A due anni dallo scoppio della Rivoluzione, iniziata per impedirgli di sciogliere con la forza l’ Assemblea Nazionale costituita dai rappresentanti borghesi del Terzo Stato, Luigi tentò la fuga con la famiglia nell’ intento di raggiungere i soldati rimasti fedeli alla Corona, con i quali, forte del sostegno delle corti straniere e appoggiando il papa e i preti refrattari, avrebbe arginato i vari Robespierre, Marat e Danton, ma nella buia foresta di Varenne venne riconosciuto e ricondotto a Parigi, ove fu costretto a firmare uno statuto che portò alla formazione di una monarchia costituzionale basata sulla divisione dei poteri pur riservando al regnante un ampio potere esecutivo. In seguito, mentre i rivoluzionari si appropriavano dei castelli dei nobili e dei loro beni precedentemente assaltati dai contadini in nome della libertà, dell’ uguaglianza e della fratellanza, e le potenze europee inviavano al confine francese eserciti sempre più vasti nel timore che il fenomeno rivoluzionario si estendesse, le forze che si battevano per un più ampio programma di riforme imposero una radicale svolta politica con la proclamazione della Repubblica e l’ arresto di re Luigi, che, imprigionato con l’ umiliante nome di «monsieur Luigi Capeto», dopo un processo sommario venne condannato a morte come traditore per ghigliottinamento.

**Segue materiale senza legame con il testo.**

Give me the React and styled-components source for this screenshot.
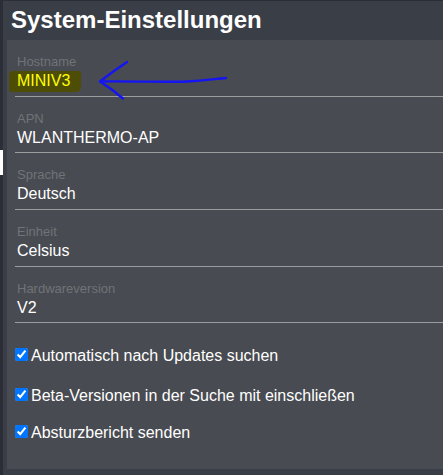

Morì il 21 gennaio 1793 gridando al popolo la propria innocenza, augurandosi che il sangue versato non ricadesse su di un Paese già alle prese con il nascente regime del Terrore, e quando la sua testa mozzata cadde nel cestino la propaganda rivoluzionaria fece di lui il ritratto ideale dell’ oppressione assolutistica e dell’ arretratezza feudale: un sovrano grasso e goffo, debole e apatico, un despota insensibile e maldestro vissuto in un isolamento dorato e spensierato nelle mille stanze di Versailles. Forse, a dispetto delle buone intenzioni da cui fu sempre animato, non era davvero l’ uomo più adatto ad affrontare la grave e complessa crisi che portò alla fine della monarchia, ma di sicuro fu imputato a lui per pura opportunità politica ogni errore compiuto dai riformatori che gli furono caldamente raccomandati dai suoi ingannevoli consiglieri. Con la sua morte l’ Europa non fu più la stessa, vedendo susseguirsi senza tregua eventi catastrofici quali l’ incubo giacobino, il ciclone napoleonico, l’ aspra restaurazione del Congresso di Vienna e il grande avvento della borghesia, che soppiantò la fastosa, imparruccata e imbellettata aristocrazia.
L' esecuzione di Luigi;


Eppure, fatto raro in situazioni del genere, ultimamente il fitto velo pubblicitario a lui ostile «per partito preso» si è molto attenuato. Nel 1993, ad esempio, in occasione del bicentenario della sua morte, l’ attore Jean-Pierre Darras lesse solennemente in Place de la Concorde il suo testamento ad un pubblico che comprendeva personalità politiche, rappresentanti delle forze armate, artisti, intellettuali, cantanti e attori, mentre sul luogo in cui la ghigliottina aveva fatto saltare molte teste, tra cui la sua, si accumularono mazzi di fiori e corone tra le quali spiccò quella dell’ ambasciatore statunitense Walter Curley. Ogni 21 gennaio gli aristocratici francesi si riuniscono per commemorarlo, e una perseverante causa di beatificazione religiosa intende santificarlo in nome della sua grande fede e del fatale patimento affrontato con la rassegnazione di un martire.